12 февраля 1940 года В.И. Вернадский, ничего не зная, что 6 днями ранее Ежов был расстрелян, записал в дневнике: «Один день мы остались без хлеба. Полный хаос, и видишь, что легко может быть паника со всеми ее последствиями. По-видимому, по всей стране не хватает и хлеба, и пищевых продуктов. Недовольство растет и м[ожет] б[ыть] грозным. Первый раз за эти годы переживаю. А народу как в насмешку идет пропаганда о счастливой у нас жизни. А люди – тысячи и сотни тысяч – стоят в очередях за куском хлеба буквально. Причина ясна – плохой выбор людей – невежды и преступный элемент превышают в партии средний уровень страны.
Рассматривал положение входящих в 10–15 мильонную армию заключенных и ссыльных. Последние – дешевый – рабский – превосходит в среднем [труд] рабочих.
Эта черта нашего строя историческая должно быть черта, и исторически господство преступника Ягоды и сумасшедшего [?] Ежова [предопределено?]»[366]
.Интересно, что Владимир Иванович Ягоду считал преступником, а Ежова – только сумасшедшим. Он не мог поверить, что Ежов действовал только по команде Сталина. И именно с репрессиями Вернадский связывал катастрофическое экономическое положение страны, хотя дело было далеко не только в них, но и в коренных пороках централизованного планирования экономики.
Мысль о том, что Ежов – сумасшедший, была популярна среди тех репрессированных, которые были освобождены благодаря «бериевской оттепели». 33-летняя Нина Сергеевна Покровская, юрист и будущая заведующая отделом писем журнала «Крокодил», 26 апреля 1940 года записала в дневнике: «Заходил к нам Зеркалов, освобождённый из заключения с такой же бумажкой, как Рябинин. Он гораздо спокойнее, чем Рябинин и даже весел. Начинает мириться с положением оставленного мужа, так как ощущение свободы, полная реабилитация после двухлетнего заключения без всякой вины, по-видимому, для него слишком сильны.
Пил с нами чай с халвой и был очень доволен. Понижая голос и оглядываясь на окна и дверь, он рассказывал нам, в каких нечеловечески тяжёлых условиях находились репрессированные, но как все они были убеждены в освобождении, так как не допускали мысли о полной несправедливости в наших органах НКВД. Считали всё ошибкой.
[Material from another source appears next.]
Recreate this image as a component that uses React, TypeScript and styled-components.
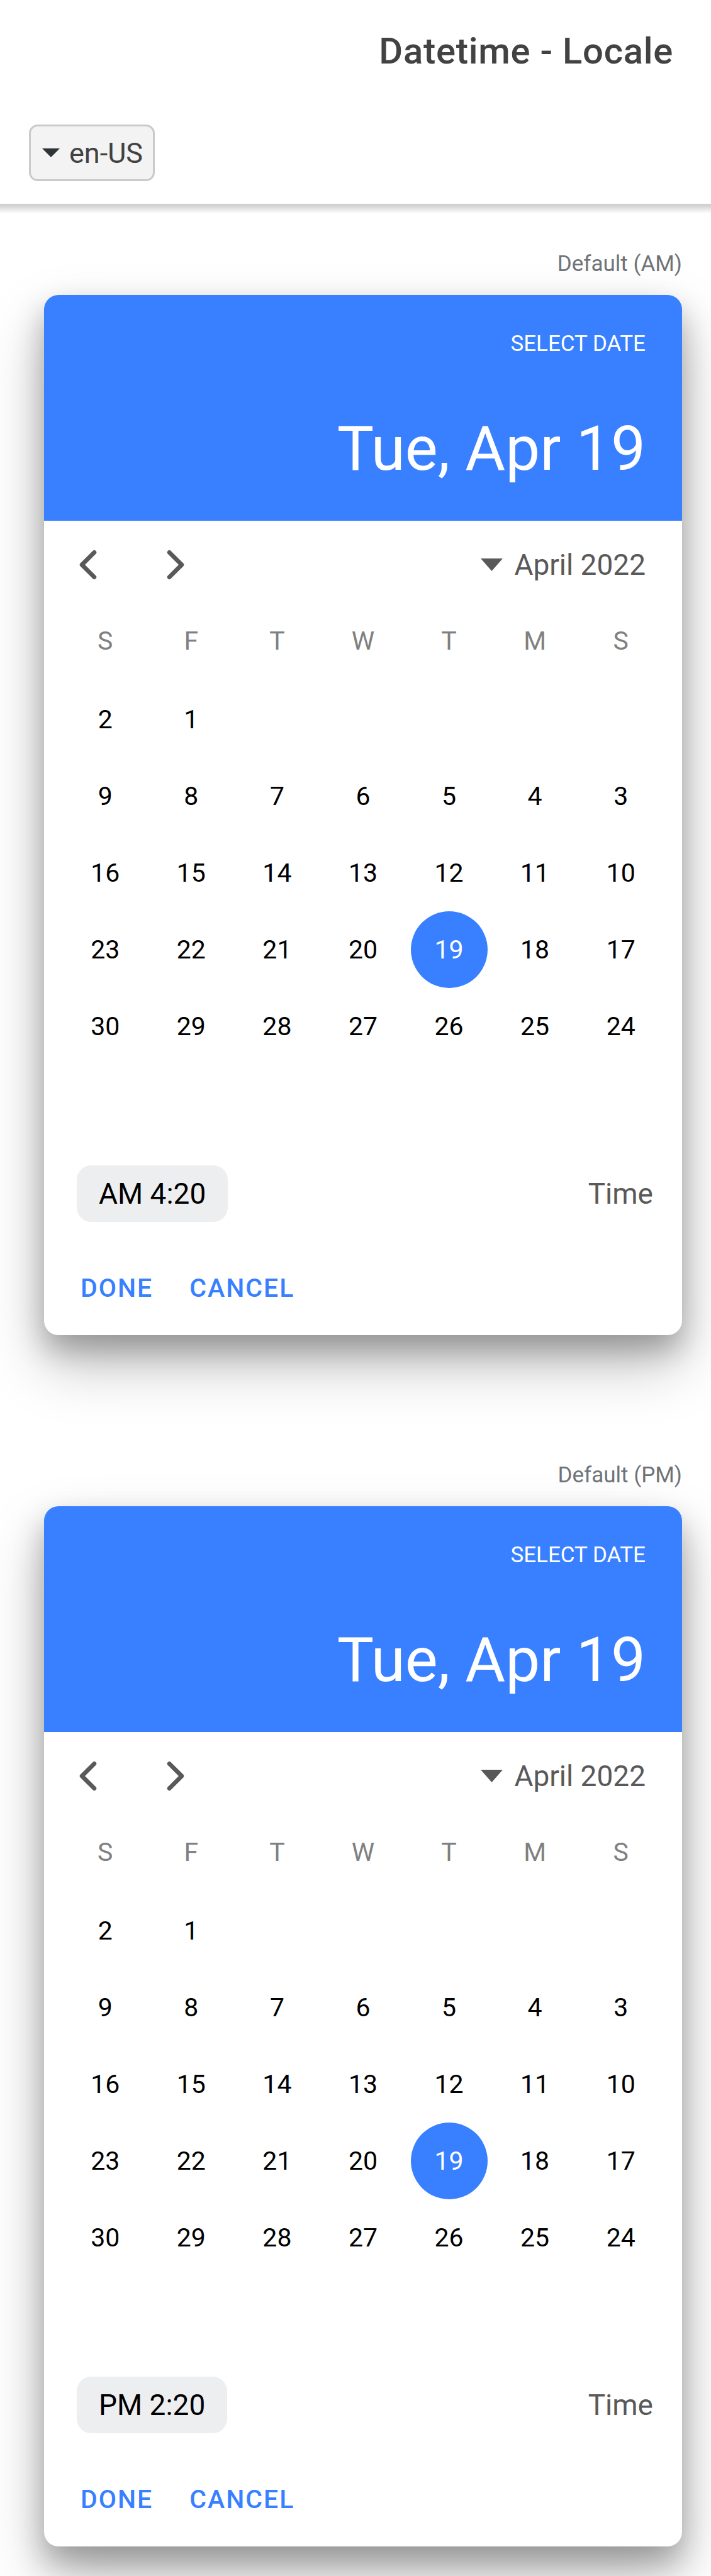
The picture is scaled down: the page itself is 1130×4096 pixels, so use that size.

– Это всё нарком Ежов, – сказал он, – либо он сумасшедший, либо сам первейший враг народа. Вот теперь, когда его не стало, и начали освобождать. Теперь Берия наведёт порядок! Говорят, с того и начал, что похватал, кого следует из аппарата НКВД. Там такие аресты прошли! Вчера они, а завтра их! А насчёт жены я не горюю, – сказал он, действительно не печалясь, – такие-то события и выявляют истинное лицо людей. На что мне она, такая. Бог с ней! Вот детей только жаль!»[367]
Версия о сумасшествии Ежова была очень удобна как для властей, так и для подавляющего большинства населения, так как снимала непосредственную ответственность за репрессии со Сталина: чего с сумасшедшего Ежова возьмешь!
Вплоть до конца 80-х годов XX века о судьбе Ежова ничего достоверно не было известно. Только город Ежово-Черкесск вдруг в середине июня 1940 года стал просто Черкесском, а пароход Дальстроя «Николай Ежов» в одночасье превратился в «Феликса Дзержинского». В стране ходили самые разнообразные слухи. Говорили, что бывший нарком допился до потери рассудка и помещен в психиатрическую лечебницу в Казани. Рассказывали, будто Николай Иванович еще много лет благополучно заведовал баней где-то на Колыме. Вероятно, в глазах рассказчиков это и была та «менее самостоятельная работа», о которой просил Ежов на XVIII съезде партии.